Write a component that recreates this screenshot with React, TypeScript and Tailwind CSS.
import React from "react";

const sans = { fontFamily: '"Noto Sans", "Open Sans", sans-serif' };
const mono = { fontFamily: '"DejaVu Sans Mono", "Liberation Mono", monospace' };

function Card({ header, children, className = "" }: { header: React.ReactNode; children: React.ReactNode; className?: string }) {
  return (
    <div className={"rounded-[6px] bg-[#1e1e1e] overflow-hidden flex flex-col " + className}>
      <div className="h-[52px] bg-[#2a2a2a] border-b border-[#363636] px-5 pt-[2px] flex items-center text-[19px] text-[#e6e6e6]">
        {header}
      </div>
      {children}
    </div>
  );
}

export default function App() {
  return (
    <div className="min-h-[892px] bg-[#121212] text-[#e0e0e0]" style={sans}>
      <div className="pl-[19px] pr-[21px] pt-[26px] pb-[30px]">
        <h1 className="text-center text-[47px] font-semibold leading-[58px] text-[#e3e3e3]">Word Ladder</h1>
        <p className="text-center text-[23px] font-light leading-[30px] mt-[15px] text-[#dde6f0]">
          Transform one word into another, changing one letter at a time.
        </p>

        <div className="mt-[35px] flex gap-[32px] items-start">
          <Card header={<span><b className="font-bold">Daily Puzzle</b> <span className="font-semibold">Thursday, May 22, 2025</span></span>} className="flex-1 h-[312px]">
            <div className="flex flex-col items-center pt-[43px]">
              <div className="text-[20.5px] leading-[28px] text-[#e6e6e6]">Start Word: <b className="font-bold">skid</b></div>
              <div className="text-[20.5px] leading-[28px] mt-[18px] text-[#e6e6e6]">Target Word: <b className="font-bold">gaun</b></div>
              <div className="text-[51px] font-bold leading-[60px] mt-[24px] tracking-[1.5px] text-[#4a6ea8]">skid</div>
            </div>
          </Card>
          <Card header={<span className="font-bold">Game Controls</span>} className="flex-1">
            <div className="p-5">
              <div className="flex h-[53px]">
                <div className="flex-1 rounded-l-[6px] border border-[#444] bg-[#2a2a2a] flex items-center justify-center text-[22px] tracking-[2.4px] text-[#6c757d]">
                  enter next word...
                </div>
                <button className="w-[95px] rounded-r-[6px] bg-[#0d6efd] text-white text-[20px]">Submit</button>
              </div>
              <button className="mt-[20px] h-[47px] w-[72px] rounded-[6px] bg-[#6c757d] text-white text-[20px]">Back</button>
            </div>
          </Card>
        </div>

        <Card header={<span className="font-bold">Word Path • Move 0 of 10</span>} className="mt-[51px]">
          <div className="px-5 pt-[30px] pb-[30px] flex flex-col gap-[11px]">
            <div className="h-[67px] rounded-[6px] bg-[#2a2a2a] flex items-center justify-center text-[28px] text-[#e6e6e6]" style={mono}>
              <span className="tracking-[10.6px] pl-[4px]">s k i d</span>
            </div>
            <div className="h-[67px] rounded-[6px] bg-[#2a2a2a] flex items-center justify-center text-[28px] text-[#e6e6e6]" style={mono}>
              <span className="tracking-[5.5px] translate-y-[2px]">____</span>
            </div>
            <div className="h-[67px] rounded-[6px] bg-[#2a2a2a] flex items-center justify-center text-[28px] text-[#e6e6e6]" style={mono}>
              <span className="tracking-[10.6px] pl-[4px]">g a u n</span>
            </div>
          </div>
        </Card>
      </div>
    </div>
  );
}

────────────────────────────────────────

| What the exercise asks |
Exactly how many lines contain "React"? State the number and nothing else.

| Result |
3